SHORT TASK
Where a line holds the string "page", return that line.

::: DATA EXCERPT

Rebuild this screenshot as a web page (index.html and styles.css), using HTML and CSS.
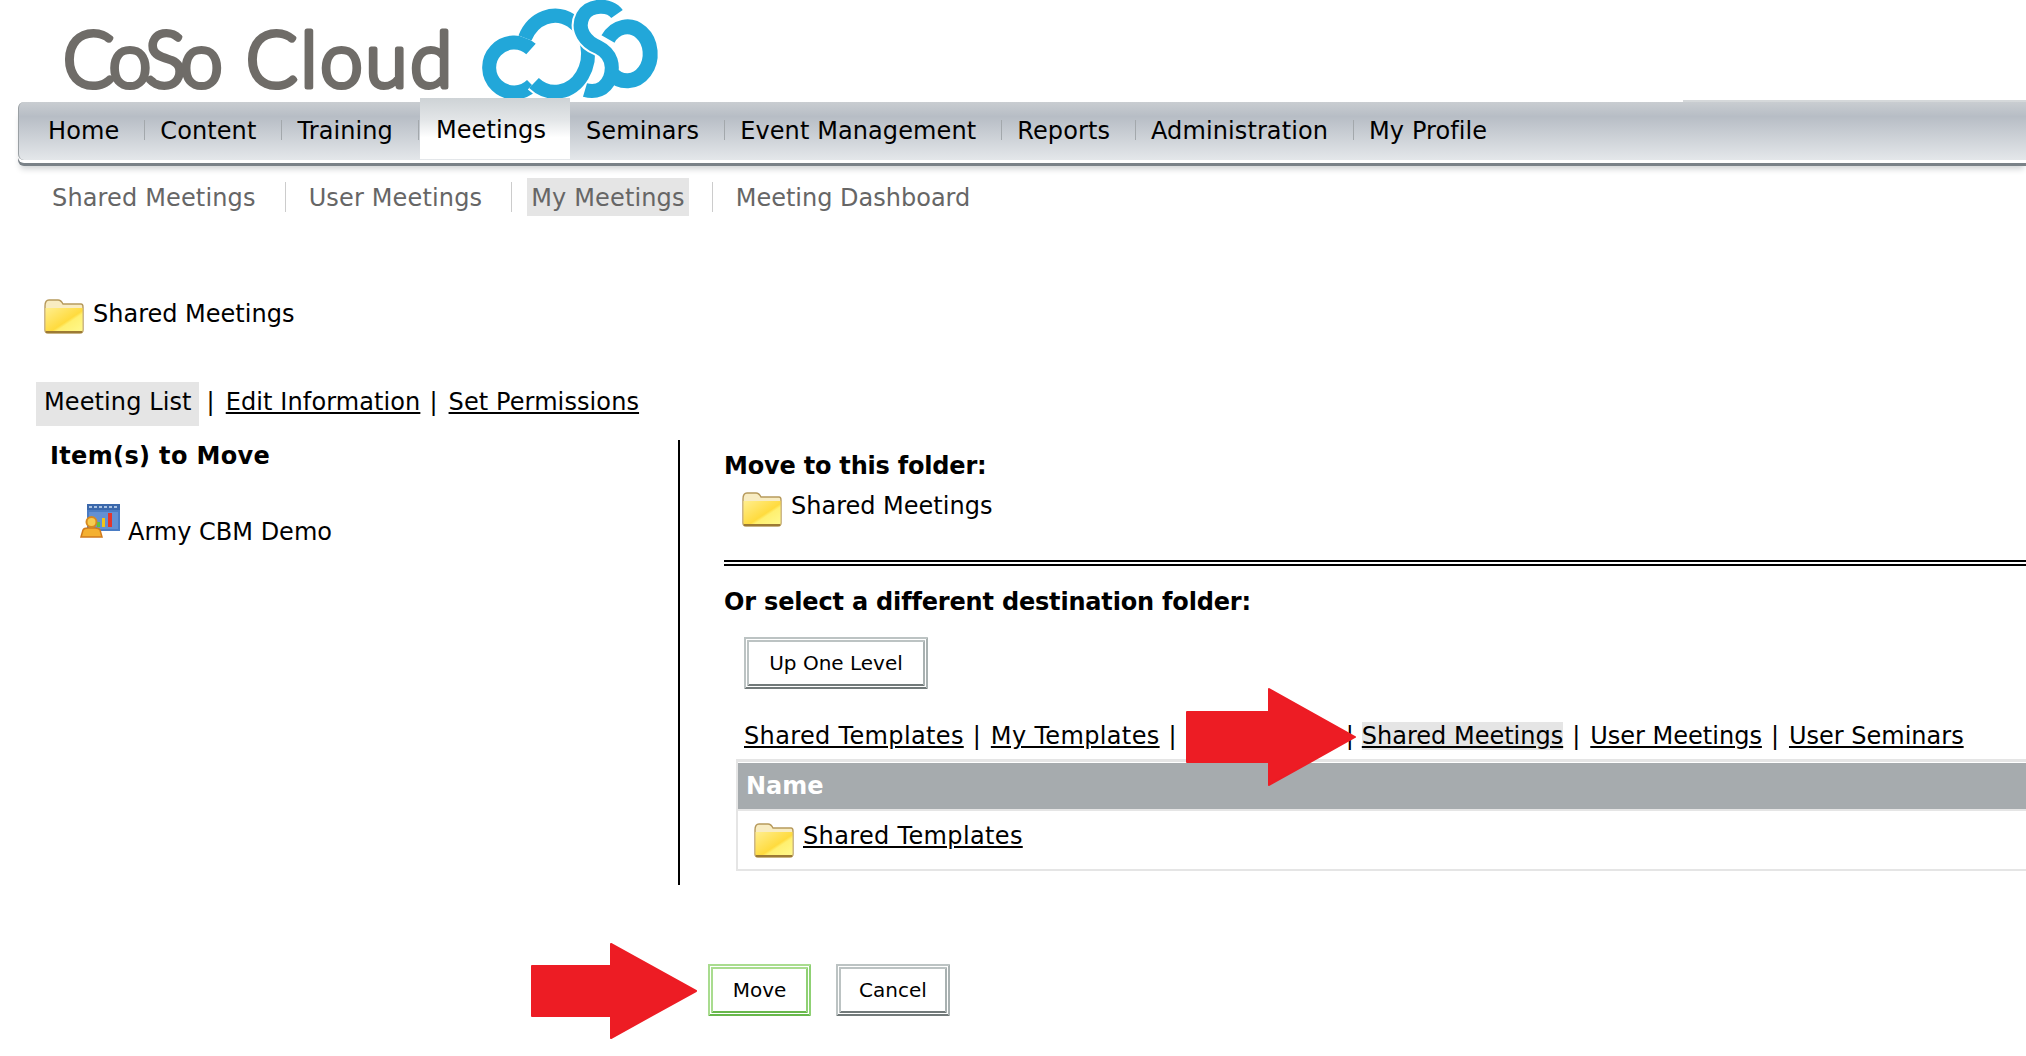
FILE: index.html
```html
<!DOCTYPE html>
<html lang="en">
<head>
    <meta charset="UTF-8">
    <meta name="viewport" content="width=device-width, initial-scale=1.0">
    <title>CoSo Cloud - Move Meeting</title>
    <link rel="stylesheet" href="styles.css">
</head>
<body>
    <svg width="0" height="0" class="defs">
        <defs>
            <linearGradient id="folderFill" x1="0" y1="0" x2="1" y2="1">
                <stop offset="0" stop-color="#ffee8e"/>
                <stop offset="0.55" stop-color="#ffdb3e"/>
                <stop offset="0.62" stop-color="#fff070"/>
                <stop offset="1" stop-color="#fff98e"/>
            </linearGradient>
            <symbol id="folder" viewBox="0 0 40 35">
                <path d="M1 7 Q1 1 5 1 H14 Q17 1 19 5 H37 Q39 5 39 8 V31 Q39 34 36 34 H4 Q1 34 1 31 Z" fill="#f8ecc2" stroke="#b79a5c" stroke-width="1.4"/>
                <path d="M1.500 9 H38.500 V31 Q38.500 33.500 36 33.500 H4 Q1.500 33.500 1.500 31 Z" fill="url(#folderFill)"/>
                <path d="M2 33 H38" stroke="#9c7a34" stroke-width="2"/>
            </symbol>
        </defs>
    </svg>

    <div class="header">
        <svg class="logo" width="660" height="102" viewBox="0 0 660 102">
            <text y="87" class="logo-text"><tspan x="63" class="logo-coso">CoSo</tspan><tspan x="246" class="logo-word">Cloud</tspan></text>
            <g class="logo-cloud">
                <path d="M531 49 A25 25 0 1 0 532 85"/>
                <path class="halo" d="M525 38 A33 38 0 1 1 534 83"/>
                <path d="M525 38 A33 38 0 1 1 534 83"/>
                <path class="halo" d="M617 14 C610 4 590 4 583 16 C576 30 586 42 598 47 C612 54 614 66 610 78 C605 90 595 93 585 90"/>
                <path d="M617 14 C610 4 590 4 583 16 C576 30 586 42 598 47 C612 54 614 66 610 78 C605 90 595 93 585 90"/>
                <path d="M608 39 A23 27 0 1 1 611 73" class="logo-ring"/>
            </g>
        </svg>
    </div>

    <div class="nav">
        <a class="nav-item">Home</a>
        <a class="nav-item">Content</a>
        <a class="nav-item">Training</a>
        <a class="nav-item active">Meetings</a>
        <a class="nav-item">Seminars</a>
        <a class="nav-item">Event Management</a>
        <a class="nav-item">Reports</a>
        <a class="nav-item">Administration</a>
        <a class="nav-item last">My Profile</a>
    </div>

    <div class="subnav">
        <a class="subnav-item">Shared Meetings</a>
        <a class="subnav-item">User Meetings</a>
        <a class="subnav-item current">My Meetings</a>
        <a class="subnav-item last">Meeting Dashboard</a>
    </div>

    <div class="folder-title">
        <svg class="folder-icon"><use href="#folder"/></svg>
        <span>Shared Meetings</span>
    </div>

    <div class="tabs">
        <span class="tab-current">Meeting List</span>
        <span class="pipe first">|</span>
        <a class="link">Edit Information</a>
        <span class="pipe">|</span>
        <a class="link">Set Permissions</a>
    </div>

    <div class="columns">
        <div class="col-left">
            <h3 class="items-title">Item(s) to Move</h3>
            <div class="item-row">
                <svg class="item-icon" width="40" height="34" viewBox="0 0 40 34">
                    <rect x="7" y="0" width="33" height="27" fill="#4a7cc4"/>
                    <rect x="7" y="0" width="33" height="6" fill="#3b68ab"/>
                    <path d="M9 3 H38" stroke="#cfe0f5" stroke-width="1.500" stroke-dasharray="3 2"/>
                    <rect x="9" y="8" width="29" height="17" fill="#6390d2"/>
                    <rect x="17" y="18" width="3" height="5" fill="#5fc23c"/>
                    <rect x="22" y="14" width="3" height="9" fill="#f0c419"/>
                    <rect x="28" y="9" width="4" height="14" fill="#e4352b"/>
                    <path d="M1 33 L3 26 Q4 24 8 24 H15 Q19 24 20 26 L22 33 Z" fill="#f4b030" stroke="#d07a1c" stroke-width="1.500"/>
                    <circle cx="11.500" cy="18" r="5" fill="#f7cc50" stroke="#d8891f" stroke-width="2"/>
                </svg>
                <span class="item-name">Army CBM Demo</span>
            </div>
        </div>

        <div class="col-right">
            <h3 class="move-title">Move to this folder:</h3>
            <div class="move-target">
                <svg class="folder-icon"><use href="#folder"/></svg>
                <span>Shared Meetings</span>
            </div>
            <div class="double-rule"></div>
            <h3 class="select-title">Or select a different destination folder:</h3>
            <button class="btn up-btn">Up One Level</button>

            <div class="folder-links">
                <a class="link templates">Shared Templates</a>
                <span class="pipe">|</span>
                <a class="link templates">My Templates</a>
                <span class="pipe">|</span>
                <span class="covered"></span>
                <span class="pipe">|</span>
                <a class="link picked">Shared Meetings</a>
                <span class="pipe">|</span>
                <a class="link">User Meetings</a>
                <span class="pipe">|</span>
                <a class="link">User Seminars</a>
            </div>

            <div class="folder-table">
                <div class="table-head">Name</div>
                <div class="table-row">
                    <svg class="folder-icon"><use href="#folder"/></svg>
                    <a class="link templates">Shared Templates</a>
                </div>
            </div>
        </div>
    </div>

    <div class="actions">
        <button class="btn move-btn">Move</button>
        <button class="btn cancel-btn">Cancel</button>
    </div>

    <!-- annotations on top of the screenshot -->
    <svg class="arrow arrow-links" width="172" height="100" viewBox="0 0 172 100"><path d="M2 25 H84 V2 L170 50 L84 98 V75 H2 Z" fill="#ed1c24" stroke="#ed1c24" stroke-width="2" stroke-linejoin="round"/></svg>
    <svg class="arrow arrow-move" width="168" height="98" viewBox="0 0 168 98"><path d="M2 24 H81 V2 L166 49 L81 96 V74 H2 Z" fill="#ed1c24" stroke="#ed1c24" stroke-width="2" stroke-linejoin="round"/></svg>
</body>
</html>
```

FILE: styles.css
```css
html, body {
    height: 100%;
}
body {
    margin: 0;
    font-family: "DejaVu Sans", Verdana, sans-serif;
    font-size: 24px;
    color: #000;
    background-color: #fff;
    overflow: hidden;
    position: relative;
}
.defs {
    position: absolute;
}
h3 {
    margin: 0;
    font-size: 24px;
    font-weight: bold;
}

/* logo */
.header {
    height: 102px;
}
.logo {
    display: block;
    overflow: visible;
}
.logo-text {
    font-family: Lato, sans-serif;
    font-weight: 300;
    font-size: 76px;
    fill: #6f6c68;
    stroke: #6f6c68;
    stroke-width: 5px;
    stroke-linejoin: round;
}
.logo-coso {
    letter-spacing: -5px;
}
.logo-word {
    letter-spacing: 3px;
}
.logo-cloud path {
    fill: none;
    stroke: #22a7d9;
    stroke-width: 14px;
}
.logo-cloud .halo {
    stroke: #fff;
    stroke-width: 18px;
}
.logo-cloud .logo-ring {
    stroke-width: 15px;
}

/* main nav */
.nav {
    position: relative;
    display: flex;
    align-items: center;
    height: 58px;
    margin-left: 18px;
    padding-left: 14px;
    border-radius: 6px 0 0 6px;
    background: linear-gradient(#c9cdd1, #b7bdc5 25%, #e4e7ea 100%);
    border-left: 1px solid #9aa0a4;
    box-shadow: 0 3px 0 #fff, 0 6px 0 #7a8288, 0 11px 6px -2px #d0d3d5;
}
.nav::after {
    content: "";
    position: absolute;
    left: 1664px;
    right: 0;
    top: -2px;
    height: 2px;
    background-color: #d5d8da;
}
.nav-item {
    position: relative;
    padding: 0 26px 0 15px;
    font-size: 24px;
    letter-spacing: 0.1px;
    line-height: 54px;
}
.nav-item::after {
    content: "";
    position: absolute;
    right: 0;
    top: 16px;
    height: 20px;
    border-right: 1px solid #a3a8ac;
}
.nav-item.last::after, .nav-item.active::after {
    display: none;
}
.nav-item.active {
    align-self: flex-start;
    margin: -4px 1px 0;
    height: 61px;
    line-height: 64px;
    padding: 0 24px 0 16px;
    background: linear-gradient(#ced3d6, #e2e5e7 35%, #fff 65%);
}

/* sub nav */
.subnav {
    display: flex;
    align-items: flex-start;
    height: 38px;
    margin-top: 18px;
    padding-left: 52px;
    color: #666;
}
.subnav-item {
    position: relative;
    height: 38px;
    padding: 0 30px 0 0;
    margin-right: 23px;
    line-height: 40px;
    letter-spacing: 0.15px;
}
.subnav-item:nth-child(2) {
    margin-right: 15px;
}
.subnav-item::after {
    content: "";
    position: absolute;
    right: 0;
    top: 4px;
    height: 30px;
    border-right: 1px solid #ccc;
}
.subnav-item.last::after {
    display: none;
}
.subnav-item.last {
    letter-spacing: 0;
}
.subnav-item.current {
    background-color: #e5e5e5;
    padding: 0 4px;
    margin-right: 47px;
}
.subnav-item.current::after {
    right: -24px;
}

/* folder heading */
.folder-icon {
    width: 40px;
    height: 35px;
    flex: none;
}
.folder-title {
    display: flex;
    align-items: flex-start;
    gap: 9px;
    margin: 83px 0 0 44px;
    height: 35px;
    line-height: 30px;
}

/* tabs */
.tabs {
    display: flex;
    align-items: flex-start;
    height: 44px;
    margin: 48px 0 0 36px;
    line-height: 40px;
    letter-spacing: 0.1px;
}
.tab-current {
    background-color: #e5e5e5;
    padding: 0 7px 0 8px;
    height: 44px;
}
.pipe {
    margin: 0 11px 0 9px;
}
.pipe.first {
    margin-left: 8px;
}
.link {
    color: #000;
    text-decoration: underline;
}

/* two columns */
.columns {
    display: flex;
    margin-top: 14px;
}
.col-left {
    width: 628px;
    height: 444px;
    padding: 1px 0 0 50px;
    border-right: 2px solid #000;
    flex: none;
}
.items-title {
    line-height: 30px;
    letter-spacing: 0.35px;
}
.item-row {
    display: flex;
    align-items: flex-start;
    margin: 33px 0 0 30px;
    gap: 8px;
    line-height: 32px;
}
.item-name {
    margin-top: 12px;
}
.col-right {
    flex: 1;
    min-width: 0;
    padding: 11px 0 0 44px;
}
.move-title {
    line-height: 30px;
    letter-spacing: -0.2px;
}
.move-target {
    display: flex;
    align-items: flex-start;
    gap: 9px;
    margin: 11px 0 0 18px;
    line-height: 28px;
}
.double-rule {
    height: 2px;
    margin-top: 33px;
    border-top: 2px solid #000;
    border-bottom: 2px solid #000;
}
.select-title {
    margin-top: 21px;
    line-height: 30px;
    letter-spacing: -0.18px;
}
.btn {
    display: block;
    height: 52px;
    padding: 0;
    font-family: "DejaVu Sans", Verdana, sans-serif;
    font-size: 20px;
    color: #000;
    background-color: #fff;
    border: 5px double #bcc3c3;
    border-bottom-color: #727a7a;
    border-right-color: #a9b1b1;
}
.up-btn {
    width: 184px;
    margin: 20px 0 0 20px;
}
.folder-links {
    display: flex;
    align-items: center;
    height: 30px;
    margin: 32px 0 0 20px;
    white-space: nowrap;
}
.folder-links .pipe {
    margin: 0 10px 0 9px;
}
.templates {
    letter-spacing: 0.35px;
}
.picked {
    background-color: #e5e5e5;
    margin-left: -2px;
}
.covered {
    width: 150px;
}
.folder-table {
    margin: 8px 0 0 12px;
    border-top: 3px solid #e5e5e5;
    border-left: 2px solid #e5e5e5;
    border-bottom: 2px solid #e5e5e5;
}
.table-head {
    margin-top: 1px;
    height: 46px;
    padding-left: 8px;
    line-height: 46px;
    font-weight: bold;
    color: #fff;
    background-color: #a6abae;
    border-bottom: 2px solid #e5e5e5;
}
.table-row {
    display: flex;
    align-items: flex-start;
    gap: 9px;
    height: 58px;
    padding: 12px 0 0 16px;
    box-sizing: border-box;
    line-height: 26px;
}

/* bottom buttons */
.actions {
    display: flex;
    gap: 25px;
    margin: 79px 0 0 708px;
}
.move-btn {
    width: 103px;
    border-color: #a9dc8f;
    border-bottom-color: #68b84c;
    border-right-color: #8fd174;
}
.cancel-btn {
    width: 114px;
}

/* red arrows drawn over the page */
.arrow {
    position: absolute;
}
.arrow-links {
    left: 1185px;
    top: 687px;
}
.arrow-move {
    left: 530px;
    top: 942px;
}
```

::::::

RESPONSE BELOW
Rebuild this screenshot as a web page (index.html and styles.css), using HTML and CSS.
/* red arrows drawn over the page */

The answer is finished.